** Data provided **
....................
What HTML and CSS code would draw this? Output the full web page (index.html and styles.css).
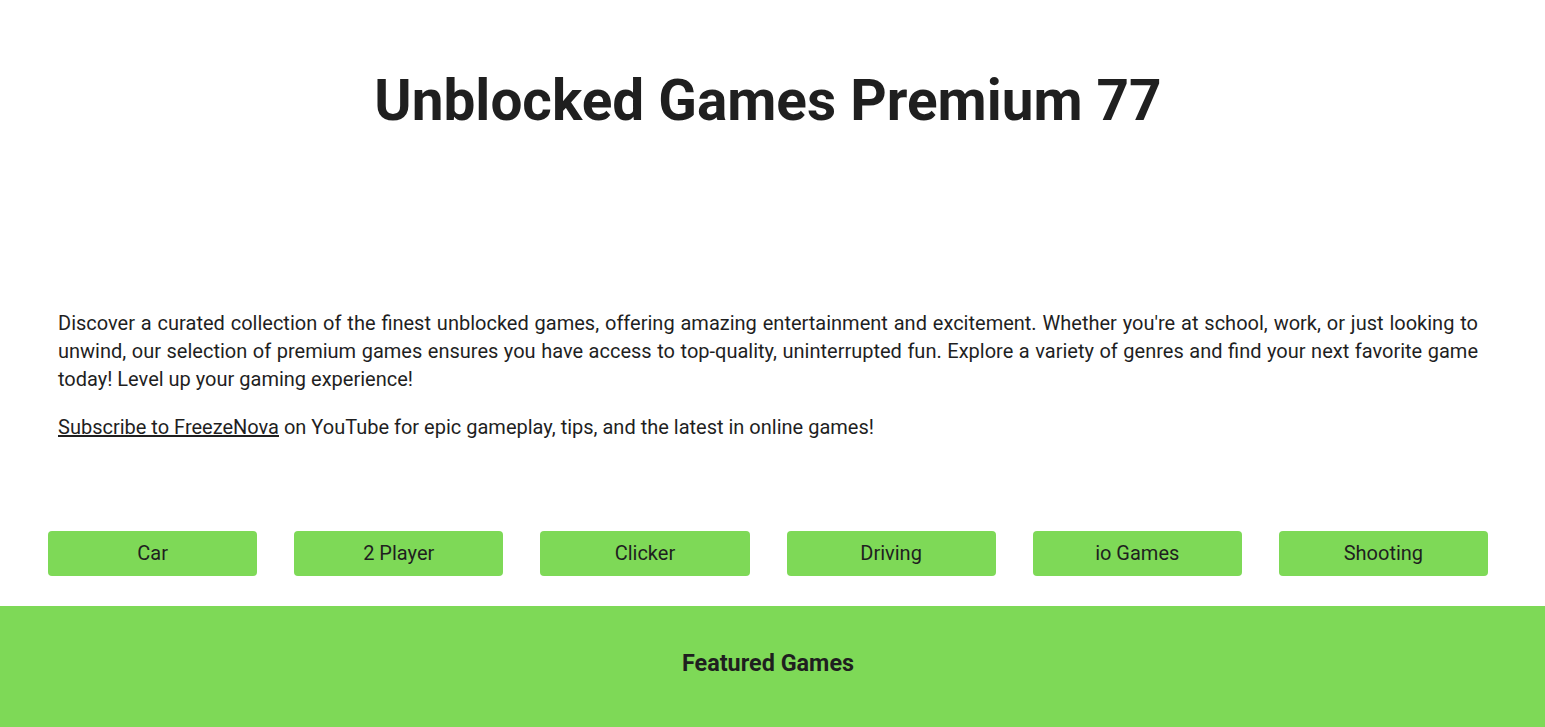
FILE: index.html
```html
<!DOCTYPE html>
<html lang="en">
<head>
<meta charset="utf-8">
<title>Unblocked Games Premium 77</title>
<link rel="stylesheet" href="styles.css">
</head>
<body>
<div class="page">
  <header class="site-header">
    <h1 class="site-title">Unblocked Games Premium 77</h1>
  </header>
  <div class="ad-space"></div>
  <section class="intro">
    <p>Discover a curated collection of the finest unblocked games, offering amazing entertainment and excitement. Whether you're at school, work, or just looking to unwind, our selection of premium games ensures you have access to top-quality, uninterrupted fun. Explore a variety of genres and find your next favorite game today! Level up your gaming experience!</p>
    <p><a href="#" class="link">Subscribe to FreezeNova</a> on YouTube for epic gameplay, tips, and the latest in online games!</p>
  </section>
  <nav class="categories">
    <a href="#" class="cat-btn">Car</a>
    <a href="#" class="cat-btn">2 Player</a>
    <a href="#" class="cat-btn">Clicker</a>
    <a href="#" class="cat-btn">Driving</a>
    <a href="#" class="cat-btn">io Games</a>
    <a href="#" class="cat-btn">Shooting</a>
  </nav>
</div>
<section class="featured">
  <h2 class="featured-title">Featured Games</h2>
</section>
</body>
</html>
```
FILE: styles.css
```css
html, body {
  margin: 0;
  padding: 0;
  background: #ffffff;
}
body {
  font-family: Roboto, "Liberation Sans", Arial, sans-serif;
  color: #1f1f1f;
}
.page {
  padding: 0 57px 0 48px;
}
.site-header {
  padding-top: 66px;
  text-align: center;
}
.site-title {
  margin: 0;
  font-size: 56.7px;
  line-height: 70px;
  font-weight: 700;
  color: #1f1f1f;
}
.ad-space {
  height: 173px;
}
.intro {
  padding: 0 10px;
}
.intro p {
  margin: 0 0 20px 0;
  font-size: 20px;
  line-height: 28px;
  text-align: justify;
}
.link {
  color: #1f1f1f;
  text-decoration: underline;
}
.categories {
  display: grid;
  grid-template-columns: repeat(6, 1fr);
  column-gap: 37px;
  margin-top: 90px;
  margin-bottom: 30px;
}
.cat-btn {
  display: flex;
  align-items: center;
  justify-content: center;
  box-sizing: border-box;
  height: 45px;
  padding-bottom: 2px;
  background: #7ed957;
  border-radius: 4px;
  color: #1f1f1f;
  text-decoration: none;
  font-size: 20px;
}
.featured {
  background: #7ed957;
  padding: 42px 9px 200px 0;
  text-align: center;
}
.featured-title {
  margin: 0;
  font-size: 23.4px;
  line-height: 30px;
  font-weight: 700;
  color: #1f1f1f;
}
```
....................
** What this task involves **
Reproduce the full listing above verbatim, with no pictures included.

** Result of this exercise **
What HTML and CSS code would draw this? Output the full web page (index.html and styles.css).
FILE: index.html
```html
<!DOCTYPE html>
<html lang="en">
<head>
<meta charset="utf-8">
<title>Unblocked Games Premium 77</title>
<link rel="stylesheet" href="styles.css">
</head>
<body>
<div class="page">
  <header class="site-header">
    <h1 class="site-title">Unblocked Games Premium 77</h1>
  </header>
  <div class="ad-space"></div>
  <section class="intro">
    <p>Discover a curated collection of the finest unblocked games, offering amazing entertainment and excitement. Whether you're at school, work, or just looking to unwind, our selection of premium games ensures you have access to top-quality, uninterrupted fun. Explore a variety of genres and find your next favorite game today! Level up your gaming experience!</p>
    <p><a href="#" class="link">Subscribe to FreezeNova</a> on YouTube for epic gameplay, tips, and the latest in online games!</p>
  </section>
  <nav class="categories">
    <a href="#" class="cat-btn">Car</a>
    <a href="#" class="cat-btn">2 Player</a>
    <a href="#" class="cat-btn">Clicker</a>
    <a href="#" class="cat-btn">Driving</a>
    <a href="#" class="cat-btn">io Games</a>
    <a href="#" class="cat-btn">Shooting</a>
  </nav>
</div>
<section class="featured">
  <h2 class="featured-title">Featured Games</h2>
</section>
</body>
</html>
```
FILE: styles.css
```css
html, body {
  margin: 0;
  padding: 0;
  background: #ffffff;
}
body {
  font-family: Roboto, "Liberation Sans", Arial, sans-serif;
  color: #1f1f1f;
}
.page {
  padding: 0 57px 0 48px;
}
.site-header {
  padding-top: 66px;
  text-align: center;
}
.site-title {
  margin: 0;
  font-size: 56.7px;
  line-height: 70px;
  font-weight: 700;
  color: #1f1f1f;
}
.ad-space {
  height: 173px;
}
.intro {
  padding: 0 10px;
}
.intro p {
  margin: 0 0 20px 0;
  font-size: 20px;
  line-height: 28px;
  text-align: justify;
}
.link {
  color: #1f1f1f;
  text-decoration: underline;
}
.categories {
  display: grid;
  grid-template-columns: repeat(6, 1fr);
  column-gap: 37px;
  margin-top: 90px;
  margin-bottom: 30px;
}
.cat-btn {
  display: flex;
  align-items: center;
  justify-content: center;
  box-sizing: border-box;
  height: 45px;
  padding-bottom: 2px;
  background: #7ed957;
  border-radius: 4px;
  color: #1f1f1f;
  text-decoration: none;
  font-size: 20px;
}
.featured {
  background: #7ed957;
  padding: 42px 9px 200px 0;
  text-align: center;
}
.featured-title {
  margin: 0;
  font-size: 23.4px;
  line-height: 30px;
  font-weight: 700;
  color: #1f1f1f;
}
```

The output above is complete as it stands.